Archetypes

Archetypes, archetypes, archetypes. Oh, and fuck you, Markle.

Meghan Markle is now trying to trademark the historic word ‘archetypes’ after announcing that her first series of podcasts for audio streaming giant Spotify would be called Archetypes.

The narcissism is strong with this one. And who will be listening to this tedious bore fest anyway? As for the word, well, you can’t stop people from using perfectly normal words in the English dictionary.

The Duchess of Sussex made the application at the United States Patent and Trademark Office last month which covers the use of ‘archetypes’, a word which derives from ancient Greek and first entered into English usage around the 1540s.

If they’ve any sense, they will tell here where to stick it.
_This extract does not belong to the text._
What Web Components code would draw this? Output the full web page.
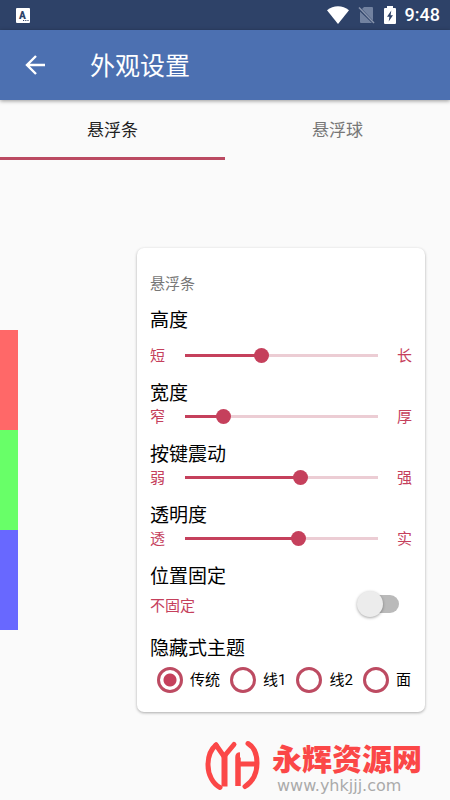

Obnoxious woman.

Meghan could face a legal challenge from companies that use the word in their names, such as the skincare and cleaning products business Archetypes, which has already established a trademark.

Good. I hope they win.

6 Comments

  1. You can lay a claim on a word and make it your trademark I think. You can’t stop anyone else from just using the word but they wouldn’t be able to register it as a trademark if you got there first. In this case another company is already using it but I’m not sure what the score is when two completely unrelated products are involved. The name Triumph can be found on motorcycles, underwear and filing cabinets.

  2. Yet another example of the crass ego building attempts by Meghan and Harry Markle. She wouldn’t allow him to attend the memorial for his grandfather, but has to attend the wedding of the son of an over-tattooed ex-underpants salesman and his one-legged, one-armed wife. Harry is so pussy whipped, I’m surprised he hasn’t got the imprint of a clitoris on his forehead.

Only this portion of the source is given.